Respinto il ricorso di un pedone che chiedeva il risarcimento dei danni subiti in conseguenza di una caduta dovuta a una sconnessione del manto stradale

Aveva citato in giudizio il Comune per sentirlo condannare, previa declaratoria di responsabilità, al risarcimento dei danni subiti a seguito della caduta verificatasi a causa della “sconnessione del manto stradale pavimentato con basoli”. A fondamento della domanda deduceva che l’evento era stato determinato dalla non immediata visibilità della sconnessione, per la scarsa illuminazione della strada nelle ore serali.

Il Tribunale accoglieva la domanda condannando l’Amministrazione al risarcimento dei danni ma la decisione veniva ribaltata in secondo grado di giudizio. La Corte territoriale accoglieva infatti il gravame proposto dall’appellante secondo cui il giudice “avrebbe fondato la sua decisione sulla deposizione dei testi che si sarebbero limitati a riferire che l’evento si era verificato, senza fornire elementi utili riguardo alla prova del nesso causale”.

Nel rivolgersi alla Cassazione, il pedone danneggiato eccepiva che la controparte non avrebbe dimostrato e neppure allegato la sussistenza del caso fortuito, limitandosi a dedurre un comportamento negligente della danneggiata o di terzi ignoti, senza provare le relative circostanze di fatto. Più specificamente la Corte territoriale, pur dando atto della esistenza della sconnessione del manto stradale, avrebbe violato l’articolo 2051 c.c. rigettando la domanda nonostante il difetto della prova dell’esistenza del caso fortuito; al contrario – a detta del ricorrente – era stata dimostrata la situazione di pericolo costituita dal dissesto del manto stradale, caratterizzata dall’elemento oggettivo della non visibilità e da quello soggettivo dell’imprevedibilità, come riferito anche dai testi escussi.

Inoltre, la Corte avrebbe sostenuto l’interruzione del nesso eziologico a causa del comportamento negligente della danneggiata, senza però specificare in cosa si sarebbe sostanziato tale presunto comportamento, peraltro, neppure dedotto dalla controparte.

La Suprema Corte, con l’ordinanza n. 2184/2021, ha ritenuto le censure inammissibili.

La Corte d’appello, nel valutare il contenuto della prova testimoniale, aveva infatti precisato che quella prova non consentiva, in alcun modo, di evincere di quale entità fosse stata la sconnessione della strada, indicata come causa della rovinosa caduta.

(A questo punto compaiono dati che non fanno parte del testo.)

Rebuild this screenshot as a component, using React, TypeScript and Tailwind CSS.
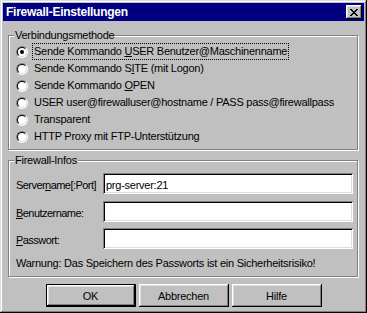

La Corte territoriale aveva, sostanzialmente, ritenuto generica la prova testimoniale, nella parte relativa alle caratteristiche specifiche del manufatto (basoli stradali) e alla idoneità causale dello stesso. Tale valutazione del materiale probatorio teneva anche conto delle caratteristiche della pavimentazione stradale, così come emergevano dalle fotografie in atti.